What's of points with condition $|z + i - 1| < 2$ in the plane?

Question

What's of points with condition $$ |z + i - 1| < 2 $$ in the plane?

if i write $|x + i y +i -1| < 2$ this conclude

$$ (x -1)^2+(y+i)^2 < 2 $$ which is a circle, is it true?

Answer 1

If you write $\vert x + iy + i - 1\vert < 2$, let's first compute the modulus, you get $$\vert x + iy + i - 1\vert = \vert (x - 1)+ i(y+1) \vert$$ That is $$\vert x + iy + i - 1\vert = \sqrt{(x - 1)^2 + (y+1)^2}$$ So you get $$(x - 1)^2 + (y+1)^2 < 4$$. Isn't this a disk of center $(1,-1)$ and radius $2$ ?

Answer 2

$\mid z-z_0\mid\lt r$ is the open disc of radius $r$ centered at $z_0$.

So we have the open disc of radius $2$ centered at $1-i$.

Remember if $z=x+iy$, then $\mid z\mid=\sqrt{x^2+y^2}$.

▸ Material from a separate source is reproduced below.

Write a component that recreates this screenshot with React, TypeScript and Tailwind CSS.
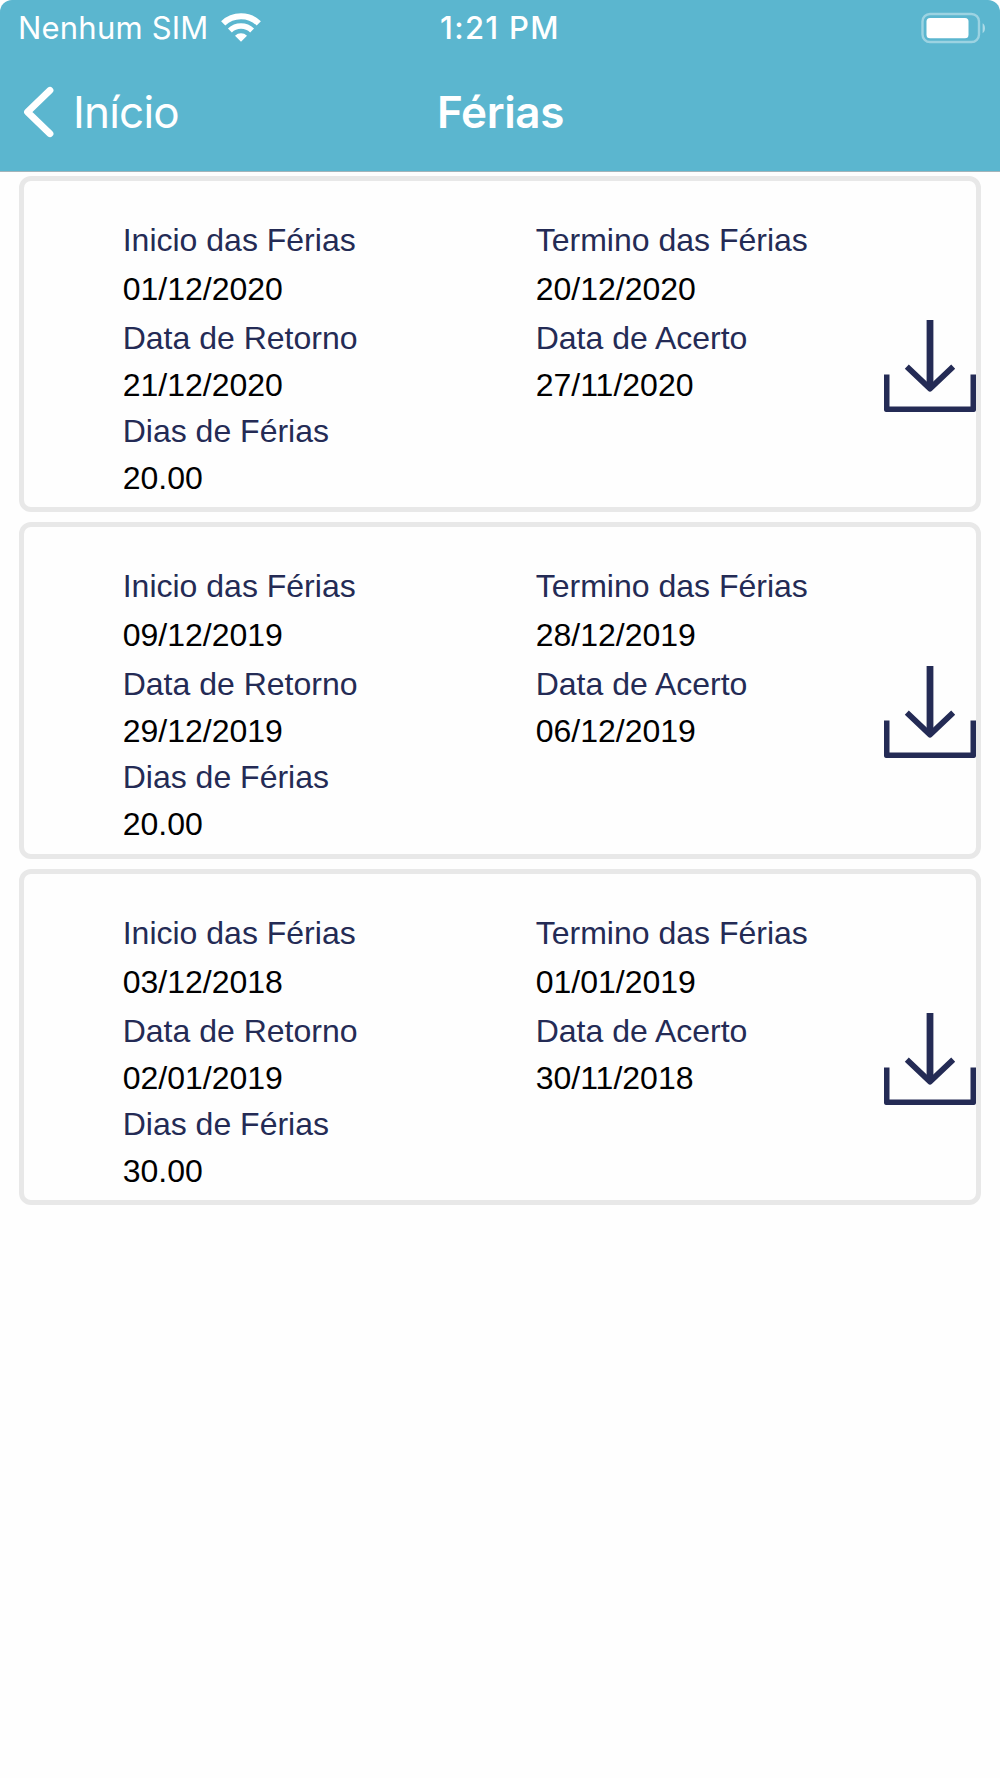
type Vacation = {
  start: string;
  end: string;
  returnDate: string;
  settlement: string;
  days: string;
};

const vacations: Vacation[] = [
  {
    start: "01/12/2020",
    end: "20/12/2020",
    returnDate: "21/12/2020",
    settlement: "27/11/2020",
    days: "20.00",
  },
  {
    start: "09/12/2019",
    end: "28/12/2019",
    returnDate: "29/12/2019",
    settlement: "06/12/2019",
    days: "20.00",
  },
  {
    start: "03/12/2018",
    end: "01/01/2019",
    returnDate: "02/01/2019",
    settlement: "30/11/2018",
    days: "30.00",
  },
];

function WifiIcon() {
  return (
    <svg className="w-[40px] h-[30px]" viewBox="0 0 40 30" fill="none">
      <path
        d="M2.2 10.4C12 .9 28 .9 37.8 10.4"
        stroke="white"
        strokeWidth="6"
      />
      <path
        d="M8.9 17.4C15 11.5 25 11.5 31.1 17.4"
        stroke="white"
        strokeWidth="5.6"
      />
      <path d="M14 22.8C17.4 19.5 22.6 19.5 26 22.8L20 28.8Z" fill="white" />
    </svg>
  );
}

function BatteryIcon() {
  return (
    <svg className="w-[66px] h-[32px]" viewBox="0 0 66 32" fill="none">
      <rect
        x="2.5"
        y="2"
        width="56.5"
        height="28"
        rx="7.5"
        stroke="white"
        strokeOpacity="0.4"
        strokeWidth="2.4"
      />
      <rect x="6.5" y="6" width="42" height="20.3" rx="3.5" fill="white" />
      <path d="M62.6 11.3C65.8 13 65.8 19.5 62.6 21.2Z" fill="white" fillOpacity="0.5" />
    </svg>
  );
}

function DownloadIcon() {
  return (
    <svg
      className="w-[92px] h-[93px]"
      viewBox="0 0 92 93"
      fill="none"
      stroke="#242b55"
    >
      <path d="M46 0V67" strokeWidth="6.8" />
      <path d="M22.8 46.6L46 68.6L69.2 46.6" strokeWidth="5.8" strokeLinejoin="round" />
      <path d="M2.7 54.5V89.2H89.3V54.5" strokeWidth="5.6" strokeLinejoin="round" />
    </svg>
  );
}

function VacationCard({ item }: { item: Vacation }) {
  return (
    <div className="flex h-[336.3px] rounded-[12px] border-[5px] border-[#e8e8e8] pl-[98.7px] text-[32px] text-black">
      <div className="w-[413px] pt-[35px]">
        <p className="leading-[49px] text-[#242b55]">Inicio das Férias</p>
        <p className="leading-[49px]">{item.start}</p>
        <p className="leading-[49px] text-[#242b55]">Data de Retorno</p>
        <p className="leading-[45px]">{item.returnDate}</p>
        <p className="leading-[47px] text-[#242b55]">Dias de Férias</p>
        <p className="leading-[47px]">{item.days}</p>
      </div>
      <div className="flex-1 pt-[35px]">
        <p className="leading-[49px] text-[#242b55]">Termino das Férias</p>
        <p className="leading-[49px]">{item.end}</p>
        <p className="leading-[49px] text-[#242b55]">Data de Acerto</p>
        <p className="leading-[45px]">{item.settlement}</p>
      </div>
      <button type="button" className="self-start mt-[139px] cursor-pointer">
        <DownloadIcon />
      </button>
    </div>
  );
}

function App() {
  return (
    <div className="min-h-[1778px] bg-[#fefefe] font-['Liberation_Sans',Arial,sans-serif]">
      <header className="h-[172px] rounded-t-[12px] border-b border-[#a3b4ba] bg-[#5bb6cf] text-white font-['Inter',sans-serif]">
        <div className="grid grid-cols-3 h-[54px] text-[31px] leading-[56px]">
          <div className="flex items-center pl-[18px]">
            <span className="tracking-[0.2px]">Nenhum SIM</span>
            <div className="ml-[12px]">
              <WifiIcon />
            </div>
          </div>
          <span className="text-center font-medium tracking-[1.3px]">1:21 PM</span>
          <div className="flex justify-end items-center pr-[14px]">
            <BatteryIcon />
          </div>
        </div>
        <div className="grid grid-cols-3 h-[116px] text-[44px] leading-[116px]">
          <div className="flex items-center pl-[23px]">
            <svg className="w-[32px] h-[52px]" viewBox="0 0 32 52" fill="none">
              <path
                d="M27 4.3L4.5 26L27 47.7"
                stroke="white"
                strokeWidth="6.8"
                strokeLinecap="round"
                strokeLinejoin="round"
              />
            </svg>
            <span className="ml-[18px] tracking-[-0.8px]">Início</span>
          </div>
          <h1 className="pl-[1px] text-center font-semibold tracking-[-0.4px]">Férias</h1>
        </div>
      </header>

      <main className="flex flex-col gap-[10.1px] px-[19px] pt-[4px]">
        {vacations.map((item) => (
          <VacationCard key={item.start} item={item} />
        ))}
      </main>
    </div>
  );
}

export default App;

There are a couple errors in your calculation: $(x-1)^2+(y+\color{red}i)^2\lt\color{red}2$.

You want: $(x-1)^2+(y+\color{blue}1)^2\lt\color{blue}{2^2}$

This is because $z-1+i=(x-1)+(y+1)i$...

Also, if you replace $\lt$ by $=$ you get a circle.